The subtitle of this essay, “A Lucky, Lovely Lover,” is a nod to Knight’s particular brand of quirky, perky pop when it’s time to sing about love. Although his love songs at times remind me of Jonathan Richman, the Magnetic Fields, Andrew Bird, and Lloyd Cole, with their jingly-jangly guitars, floor toms that suddenly scream The Monkees!, and need-a-careful-listen lyrics, nothing quite inspires le cœur like a love letter signed by the Marble Tea. Songs like “Lion Water Sign” and “Such a Beautiful Bird” (the latter of which at times sounds as though it is a duet with an actual bird) make me grateful to be in love; if I wasn’t, they’d make me want to be. “Don’t Look at Me that Way” has a bossa nova beat that puts it in the same realm as a previous release, “Who’s Been in Your Dreams.”
Of all the love songs in this collection, “Her Name is Pretty” is a highlight. I have been enjoying the electric, fully arranged version of this pop gem since 2012. Listen to this one with a good set of headphones because, although it is stripped down acoustic in its arrangement, some of the support instrumentation of the previously released version is whispering in the background. “Her Name is Pretty” also boasts one of my favorite Marble Tea lyric lines: “She’s loved a lot of men, and none of them were me, at least none of them were me until one of them just happened to be me… you know, not one of those guys over there.”
If you’re new to the Marble Tea, that’s the kind of high-end, “hey… did he just really craft that crazy, amazing line?” you can expect in just about every song.
You cannot consider the considerable body of work that Knight has produced in the past forty-some years without taking a serious look at his penchant for Mantric Wisdom. Like any worthy teacher you might meet on your spiritual journey, Knight gives us plenty of space to create our own meaning, implanting little MacGuffins—a term Alfred Hitchcock popularized for an object the hero is chasing—and weaving tapestries of character, tone, and melody that are also akin to fairy tales. In our nearly weekly Sunday morning gabfests, we talk about the importance of keeping our candles lit, our vibration high, and doing our art for the sake of the art without worrying too much about the outcomes. Or, as he sings in “The Whole Point,” supported by wispy waves of cellos and horns: “And so it goes… I keep looking for a way to make my lows much higher than they are today.”
Knight uses mantra-like lyric lines in many of his songs, some of which I’ve already mentioned. Sutras set to music, with the title text often the only lyrics, they are all about frequency and tonality.
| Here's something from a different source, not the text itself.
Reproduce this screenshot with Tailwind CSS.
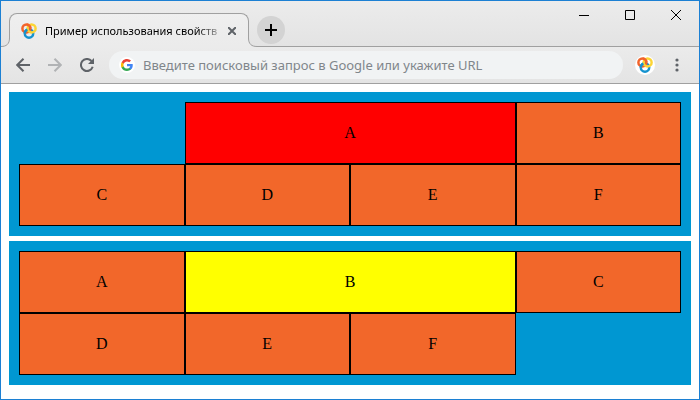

Examples include “Let’s Play the Quiet Game,” a mantric lullaby lasting 64 seconds, with a soothing music box arrangement and cool, cosmic keyboards. “Blueberry Blue” is the kind of song you might hear on the soundtrack to The Monkees’s Head, with its psychedelic Far Eastern melodies and trippy Oms and Ahs. “Transit Ford in the Fourth Dimension” is an instrumental, except for the mantra: “I’m slowly coming through my skull and out my face.” “Nothing but Nothing,” “Nowhere Angel,” and “Travel Light on Your Road” (cosmic hippie funk with signature Marble Tea sampling) also consist of bare bones lyric-mantras. “Astronomers” is truly haunting.
This is not to say that Knight can’t sustain a spiritual–philosophical theme beyond a single line. Songs like “The Buddha or the Bomb” feature traditional verse and chorus structures with lyrics worth extended contemplation: “Any thing I touch is being touched by a thing called me.” In “Like Everyone,” Knight takes John Lennon’s comments on the Maharishi’s less than honorable practices and flips them into the much more accurate and inclusive, “everybody and their monkey’s got something to hide.”
“Never Trust a Seagull (in Penguin Pajamas)” is another psychedelic tune reminiscent of The Monkees. I could easily imagine either Mickey or Peter singing it with gusto and panache. “Theoretically Being There” gives us big spiritual paradoxes delivered along fuzzy 1960s power chords and chaotic phasing with a hook reminiscent of the theme from Sesame Street.
The last three songs I want to mention are ones that I’ve been listening to for years. “Love Bomb” is one of the first Marble Tea songs I ever heard, in 2002. “If Wishes Were Fishes” and “Life on the Moon” invite multiple listens to unpack fully their karma-cosmic Wisdom philosophy and lo-fi pop sensibilities.
Demolicious Man is Knight’s gift to us on the occasion of his sixtieth birthday. Give the gift of a listen to this collection, and let’s let the Mantric Wisdom and Lucky, Lovely Love wash over us all in an eternal feedback loop of good vibes, lit candles, and energized cosmic communion.